The accepted answer is still working but outdated since 2013.
This answer is based and new functions from CMake v2.8.12, v3.3 and v3.13.
Since CMake-2.8.12 (2013)
Two new commands to set CMAKE_CXX_FLAGS:
target_compile_options() (for one single target)
add_compile_options() (for all targets)
The documentation of last version has not changed a lot since cmake-2.8.12:
target_compile_options()
add_compile_options()
In you case you can use:
target_compile_options(${TARGET} PRIVATE ${BUILD_FLAGS})
Or simply if you have a single target:
add_compile_options(${BUILD_FLAGS})
More examples
target_compile_options(mylib PRIVATE -O2) # only internal
target_compile_options(mylib INTERFACE -gl) # only external
target_compile_options(mylib PUBLIC -g) # same as PRIVATE + INTERFACE
# multiple targets and flags
target_compile_options(mylib1 mylib2 PRIVATE -Wall -Wextra)
target_compile_options( mylib PUBLIC -DUSEXX) # Bad
target_compile_definitions(mylib PUBLIC -DUSEXX) # OK
add_compile_options(-Wall -Wextra) # for all targets in current directory
add_compile_options(-DUSEXX) # Bad
add_definitions(-DUSEXX) # OK
Deprecated COMPILE_FLAGS
cmake-3.0 documentation flags COMPILE_FLAGS as deprecated:
COMPILE_FLAGS
Additional flags to use when compiling this target’s sources.

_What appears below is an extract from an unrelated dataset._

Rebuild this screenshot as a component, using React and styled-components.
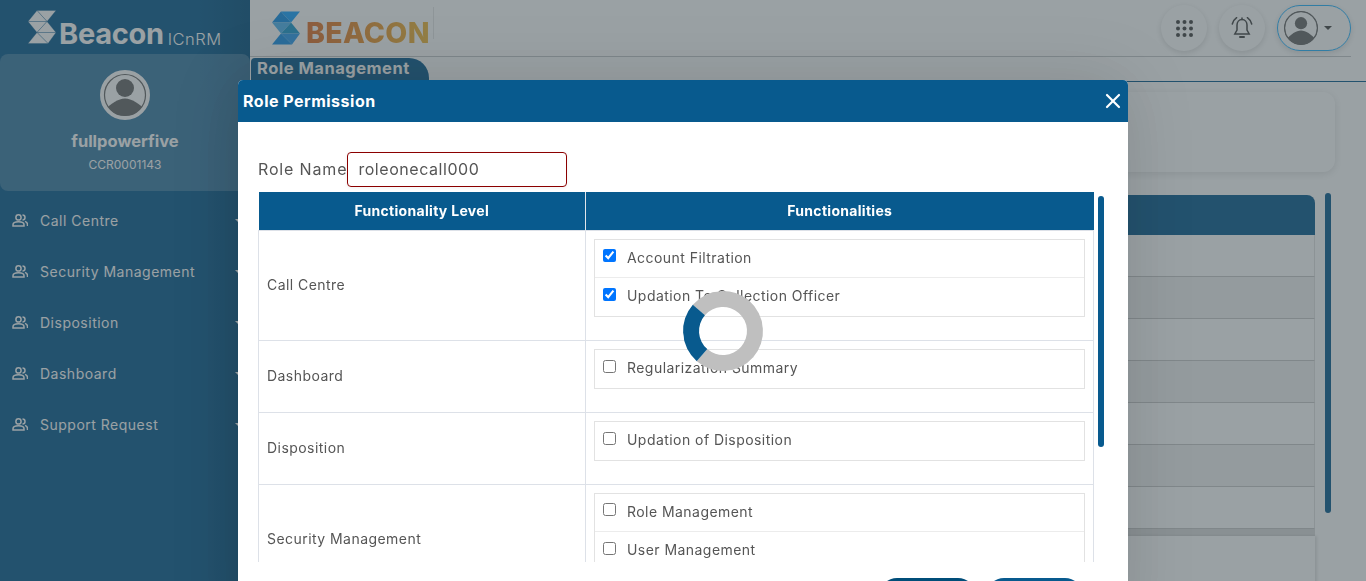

The COMPILE_FLAGS property sets additional compiler flags used to
build sources within the target. Use COMPILE_DEFINITIONS to pass
additional preprocessor definitions.
This property is deprecated. Use the COMPILE_OPTIONS property or the
target_compile_options command instead.
If you still want to use set_target_properties() you may use COMPILE_OPTIONS instead of COMPILE_FLAGS:
set_target_properties(${TARGET} PROPERTIES COMPILE_OPTIONS ${BUILD_FLAGS})
Since CMake-3.3 (2015)
Anton Petrov suggests to use generator expressions as presented in an answer of ar31.
The CMake generator expressions applies your ${BUILD_FLAGS} to:
C++ language using $<COMPILE_LANGUAGE:CXX> (can also be C, CUDA...)
Clang compiler using $<CXX_COMPILER_ID:Clang>
(can also be GNU for gcc, or MSVCfor Visual C++... see full list)
(use $<C_COMPILER_ID:Clang> instead if language is C)
and more as supported C++ feature or compiler version... (see documentation)
In you case you can use:
target_compile_options(${TARGET} PRIVATE
$<$<COMPILE_LANGUAGE:CXX>:${BUILD_FLAGS_FOR_CXX}>
$<$<COMPILE_LANGUAGE:C>:${BUILD_FLAGS_FOR_C}>)
or about compilers:
target_compile_options(${TARGET} PRIVATE
$<$<CXX_COMPILER_ID:Clang>:${BUILD_FLAGS_FOR_CLANG}>
$<$<CXX_COMPILER_ID:GNU>:${BUILD_FLAGS_FOR_GCC}>
$<$<CXX_COMPILER_ID:MSVC>:${BUILD_FLAGS_FOR_VISUAL}>)
Since CMake-3.13 (2018)
A new function target_link_options() allow to pass options to the linker, as mentioned by Craig Scott.
Different options for C and C++ files
The best way is to distinguish C files and C++ files using two different targets.
Use the first one:
set_target_properties(${TARGET} PROPERTIES COMPILE_FLAGS ${BUILD_FLAGS})
The flags stored in BUILD_FLAGS are appended after CMAKE_CXX_FLAGS when compiling the sources of TARGET. The documentation hints at this, but I've just tried it to make sure.
COMPILE_FLAGS
Additional flags to use when compiling this target's sources.
The COMPILE_FLAGS property sets additional compiler flags used to
build sources within the target. Use COMPILE_DEFINITIONS to
pass additional preprocessor definitions.
The full command line will be the equivalent of:
${CMAKE_CXX_COMPILER} ${CMAKE_CXX_FLAGS} ${COMPILE_FLAGS} -o foo.o -c foo.cc
And as Ramon said, you can always check with make VERBOSE=1.